_GIVEN PROBLEM_
Your task is to repeat the lines below exactly, excluding any pictures they contain.

_DATASET EXCERPT_
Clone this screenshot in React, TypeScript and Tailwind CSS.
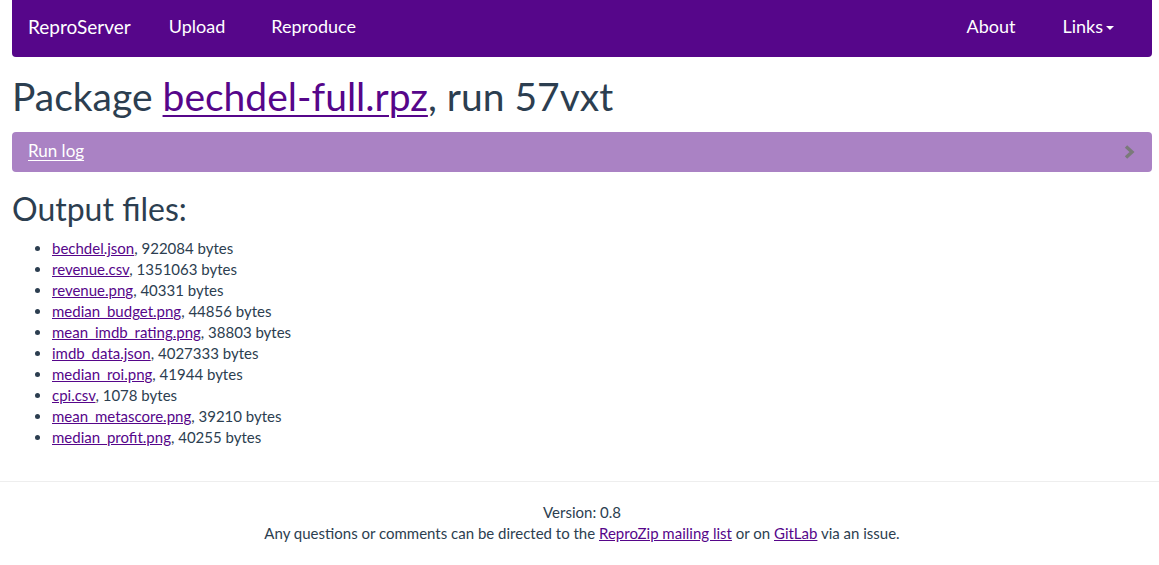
const files: [string, number][] = [
  ["bechdel.json", 922084],
  ["revenue.csv", 1351063],
  ["revenue.png", 40331],
  ["median_budget.png", 44856],
  ["mean_imdb_rating.png", 38803],
  ["imdb_data.json", 4027333],
  ["median_roi.png", 41944],
  ["cpi.csv", 1078],
  ["mean_metascore.png", 39210],
  ["median_profit.png", 40255],
];

function Navbar() {
  return (
    <nav className="ml-3 mr-[7px] h-[57px] bg-[#56068a] rounded-b-[4px] flex items-center text-white text-[18px] pb-[4px]">
      <a className="pl-4 text-[19px]">ReproServer</a>
      <a className="ml-[38px]">Upload</a>
      <a className="ml-[46px]">Reproduce</a>
      <div className="flex-1" />
      <a>About</a>
      <a className="ml-[47px] flex items-center">
        Links
        <span className="ml-[3px] mt-[2px] w-0 h-0 border-x-[4px] border-x-transparent border-t-[4px] border-t-white" />
      </a>
      <div className="w-[38px]" />
    </nav>
  );
}

export default function App() {
  return (
    <div
      className="min-h-screen bg-white text-[#2c3e50] text-[15px] leading-[21px]"
      style={{ fontFamily: "Lato, 'Noto Sans', sans-serif" }}
    >
      <Navbar />
      <div className="pl-3 pr-[7px]">
        <h1 className="mt-[18px] text-[39px] leading-[43px]">
          Package{" "}
          <a className="text-[#56068a] underline decoration-[2px] underline-offset-[4px]">
            bechdel-full.rpz
          </a>
          , run 57vxt
        </h1>
        <div className="mt-[14px] h-[40px] rounded-[4px] bg-[#aa82c4] flex items-center pl-4 pr-[17px] pb-[3px] text-[17px]">
          <a className="text-white underline underline-offset-[3px]">Run log</a>
          <div className="flex-1" />
          <svg width="11" height="14" viewBox="0 0 11 14" className="mt-[3px]">
            <path d="M2 1.5 L8 7 L2 12.5" fill="none" stroke="#7a7a7a" strokeWidth="3.4" />
          </svg>
        </div>
        <h2 className="mt-[19px] text-[32px] leading-[35px]">Output files:</h2>
        <ul className="mt-[12px] list-disc pl-[40px]">
          {files.map(([name, size]) => (
            <li key={name}>
              <a className="text-[#56068a] underline">{name}</a>, {size} bytes
            </li>
          ))}
        </ul>
      </div>
      <hr className="mt-[33px] border-t border-[#eeeeee]" />
      <footer className="mt-[20px] pl-3 pr-[7px] text-center">
        <div>Version: 0.8</div>
        <div>
          Any questions or comments can be directed to the{" "}
          <a className="text-[#56068a] underline">ReproZip mailing list</a> or on{" "}
          <a className="text-[#56068a] underline">GitLab</a> via an issue.
        </div>
      </footer>
    </div>
  );
}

_THE REPLY_
Clone this screenshot in React, TypeScript and Tailwind CSS.
const files: [string, number][] = [
  ["bechdel.json", 922084],
  ["revenue.csv", 1351063],
  ["revenue.png", 40331],
  ["median_budget.png", 44856],
  ["mean_imdb_rating.png", 38803],
  ["imdb_data.json", 4027333],
  ["median_roi.png", 41944],
  ["cpi.csv", 1078],
  ["mean_metascore.png", 39210],
  ["median_profit.png", 40255],
];

function Navbar() {
  return (
    <nav className="ml-3 mr-[7px] h-[57px] bg-[#56068a] rounded-b-[4px] flex items-center text-white text-[18px] pb-[4px]">
      <a className="pl-4 text-[19px]">ReproServer</a>
      <a className="ml-[38px]">Upload</a>
      <a className="ml-[46px]">Reproduce</a>
      <div className="flex-1" />
      <a>About</a>
      <a className="ml-[47px] flex items-center">
        Links
        <span className="ml-[3px] mt-[2px] w-0 h-0 border-x-[4px] border-x-transparent border-t-[4px] border-t-white" />
      </a>
      <div className="w-[38px]" />
    </nav>
  );
}

export default function App() {
  return (
    <div
      className="min-h-screen bg-white text-[#2c3e50] text-[15px] leading-[21px]"
      style={{ fontFamily: "Lato, 'Noto Sans', sans-serif" }}
    >
      <Navbar />
      <div className="pl-3 pr-[7px]">
        <h1 className="mt-[18px] text-[39px] leading-[43px]">
          Package{" "}
          <a className="text-[#56068a] underline decoration-[2px] underline-offset-[4px]">
            bechdel-full.rpz
          </a>
          , run 57vxt
        </h1>
        <div className="mt-[14px] h-[40px] rounded-[4px] bg-[#aa82c4] flex items-center pl-4 pr-[17px] pb-[3px] text-[17px]">
          <a className="text-white underline underline-offset-[3px]">Run log</a>
          <div className="flex-1" />
          <svg width="11" height="14" viewBox="0 0 11 14" className="mt-[3px]">
            <path d="M2 1.5 L8 7 L2 12.5" fill="none" stroke="#7a7a7a" strokeWidth="3.4" />
          </svg>
        </div>
        <h2 className="mt-[19px] text-[32px] leading-[35px]">Output files:</h2>
        <ul className="mt-[12px] list-disc pl-[40px]">
          {files.map(([name, size]) => (
            <li key={name}>
              <a className="text-[#56068a] underline">{name}</a>, {size} bytes
            </li>
          ))}
        </ul>
      </div>
      <hr className="mt-[33px] border-t border-[#eeeeee]" />
      <footer className="mt-[20px] pl-3 pr-[7px] text-center">
        <div>Version: 0.8</div>
        <div>
          Any questions or comments can be directed to the{" "}
          <a className="text-[#56068a] underline">ReproZip mailing list</a> or on{" "}
          <a className="text-[#56068a] underline">GitLab</a> via an issue.
        </div>
      </footer>
    </div>
  );
}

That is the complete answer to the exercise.